_INFORMATION SHOWN:_
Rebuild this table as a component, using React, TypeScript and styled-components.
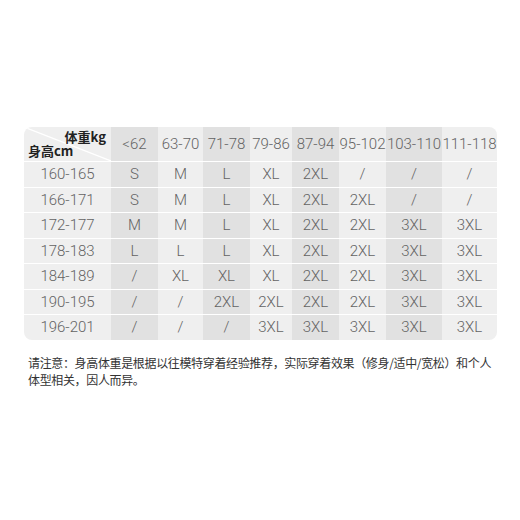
import styled, { createGlobalStyle } from 'styled-components'

const GlobalStyle = createGlobalStyle`
body {
  margin: 0;
  background: #fff;
  font-family: Roboto, "Noto Sans CJK SC", sans-serif;
}
`

const Page = styled.div`
width: 520px;
height: 520px;
padding: 127px 0 0 24px;
box-sizing: border-box;
`

const Table = styled.div`
display: grid;
grid-template-columns: 87px 47px 45px 47px 42px 47px 47px 56px 55px;
grid-template-rows: 34px repeat(7, 24.5px);
row-gap: 1px;
width: 473px;
border-radius: 8px;
overflow: hidden;
background: #fff;
`

const Cell = styled.div<{ $shade?: boolean }>`
display: flex;
align-items: center;
justify-content: center;
background: ${({ $shade }) => ($shade ? '#e1e1e1' : '#efefef')};
color: #636363;
font-family: Roboto, "Noto Sans CJK SC", sans-serif;
font-size: 15px;
font-weight: 300;
white-space: nowrap;
`

const Corner = styled.div`
position: relative;
background: #efefef;
overflow: hidden;
`

const Diagonal = styled.svg`
position: absolute;
inset: 0;
`

const CornerLabel = styled.span<{ $top?: boolean }>`
position: absolute;
font-family: "Noto Sans CJK SC", sans-serif;
font-size: 13px;
line-height: 13px;
font-weight: 700;
color: #222;
${({ $top }) => ($top ? 'top: 3px; right: 5px;' : 'bottom: 4px; left: 4px;')}
`

const Note = styled.p`
margin: 14px 0 0 4px;
width: 474px;
font-family: "Noto Sans CJK SC", sans-serif;
font-size: 12px;
line-height: 17px;
letter-spacing: -0.35px;
color: #333;
`

const weights = ['<62', '63-70', '71-78', '79-86', '87-94', '95-102', '103-110', '111-118']

const rows: [string, string[]][] = [
  ['160-165', ['S', 'M', 'L', 'XL', '2XL', '/', '/', '/']],
  ['166-171', ['S', 'M', 'L', 'XL', '2XL', '2XL', '/', '/']],
  ['172-177', ['M', 'M', 'L', 'XL', '2XL', '2XL', '3XL', '3XL']],
  ['178-183', ['L', 'L', 'L', 'XL', '2XL', '2XL', '3XL', '3XL']],
  ['184-189', ['/', 'XL', 'XL', 'XL', '2XL', '2XL', '3XL', '3XL']],
  ['190-195', ['/', '/', '2XL', '2XL', '2XL', '2XL', '3XL', '3XL']],
  ['196-201', ['/', '/', '/', '3XL', '3XL', '3XL', '3XL', '3XL']],
]

const App: React.FC = () => (
  <Page>
    <GlobalStyle />
    <Table>
      <Corner>
        <Diagonal width="87" height="34" viewBox="0 0 87 34">
          <line x1="0" y1="0" x2="87" y2="34" stroke="#fff" strokeWidth="1.2" />
        </Diagonal>
        <CornerLabel $top>体重kg</CornerLabel>
        <CornerLabel>身高cm</CornerLabel>
      </Corner>
      {weights.map((w, i) => (
        <Cell key={w} $shade={i % 2 === 0}>{w}</Cell>
      ))}
      {rows.map(([h, sizes]) => [
        <Cell key={h}>{h}</Cell>,
        ...sizes.map((s, i) => (
          <Cell key={h + i} $shade={i % 2 === 0}>{s}</Cell>
        )),
      ])}
    </Table>
    <Note>
      请注意：身高体重是根据以往模特穿着经验推荐，实际穿着效果（修身/适中/宽松）和个人体型相关，因人而异。
    </Note>
  </Page>
)

export default App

_WHAT IS BEING ASKED:_
Copy each line exactly, and leave the pictures out of your copy.

_FINISHED EXERCISE:_
Rebuild this table as a component, using React, TypeScript and styled-components.
import styled, { createGlobalStyle } from 'styled-components'

const GlobalStyle = createGlobalStyle`
body {
  margin: 0;
  background: #fff;
  font-family: Roboto, "Noto Sans CJK SC", sans-serif;
}
`

const Page = styled.div`
width: 520px;
height: 520px;
padding: 127px 0 0 24px;
box-sizing: border-box;
`

const Table = styled.div`
display: grid;
grid-template-columns: 87px 47px 45px 47px 42px 47px 47px 56px 55px;
grid-template-rows: 34px repeat(7, 24.5px);
row-gap: 1px;
width: 473px;
border-radius: 8px;
overflow: hidden;
background: #fff;
`

const Cell = styled.div<{ $shade?: boolean }>`
display: flex;
align-items: center;
justify-content: center;
background: ${({ $shade }) => ($shade ? '#e1e1e1' : '#efefef')};
color: #636363;
font-family: Roboto, "Noto Sans CJK SC", sans-serif;
font-size: 15px;
font-weight: 300;
white-space: nowrap;
`

const Corner = styled.div`
position: relative;
background: #efefef;
overflow: hidden;
`

const Diagonal = styled.svg`
position: absolute;
inset: 0;
`

const CornerLabel = styled.span<{ $top?: boolean }>`
position: absolute;
font-family: "Noto Sans CJK SC", sans-serif;
font-size: 13px;
line-height: 13px;
font-weight: 700;
color: #222;
${({ $top }) => ($top ? 'top: 3px; right: 5px;' : 'bottom: 4px; left: 4px;')}
`

const Note = styled.p`
margin: 14px 0 0 4px;
width: 474px;
font-family: "Noto Sans CJK SC", sans-serif;
font-size: 12px;
line-height: 17px;
letter-spacing: -0.35px;
color: #333;
`

const weights = ['<62', '63-70', '71-78', '79-86', '87-94', '95-102', '103-110', '111-118']

const rows: [string, string[]][] = [
  ['160-165', ['S', 'M', 'L', 'XL', '2XL', '/', '/', '/']],
  ['166-171', ['S', 'M', 'L', 'XL', '2XL', '2XL', '/', '/']],
  ['172-177', ['M', 'M', 'L', 'XL', '2XL', '2XL', '3XL', '3XL']],
  ['178-183', ['L', 'L', 'L', 'XL', '2XL', '2XL', '3XL', '3XL']],
  ['184-189', ['/', 'XL', 'XL', 'XL', '2XL', '2XL', '3XL', '3XL']],
  ['190-195', ['/', '/', '2XL', '2XL', '2XL', '2XL', '3XL', '3XL']],
  ['196-201', ['/', '/', '/', '3XL', '3XL', '3XL', '3XL', '3XL']],
]

const App: React.FC = () => (
  <Page>
    <GlobalStyle />
    <Table>
      <Corner>
        <Diagonal width="87" height="34" viewBox="0 0 87 34">
          <line x1="0" y1="0" x2="87" y2="34" stroke="#fff" strokeWidth="1.2" />
        </Diagonal>
        <CornerLabel $top>体重kg</CornerLabel>
        <CornerLabel>身高cm</CornerLabel>
      </Corner>
      {weights.map((w, i) => (
        <Cell key={w} $shade={i % 2 === 0}>{w}</Cell>
      ))}
      {rows.map(([h, sizes]) => [
        <Cell key={h}>{h}</Cell>,
        ...sizes.map((s, i) => (
          <Cell key={h + i} $shade={i % 2 === 0}>{s}</Cell>
        )),
      ])}
    </Table>
    <Note>
      请注意：身高体重是根据以往模特穿着经验推荐，实际穿着效果（修身/适中/宽松）和个人体型相关，因人而异。
    </Note>
  </Page>
)

export default App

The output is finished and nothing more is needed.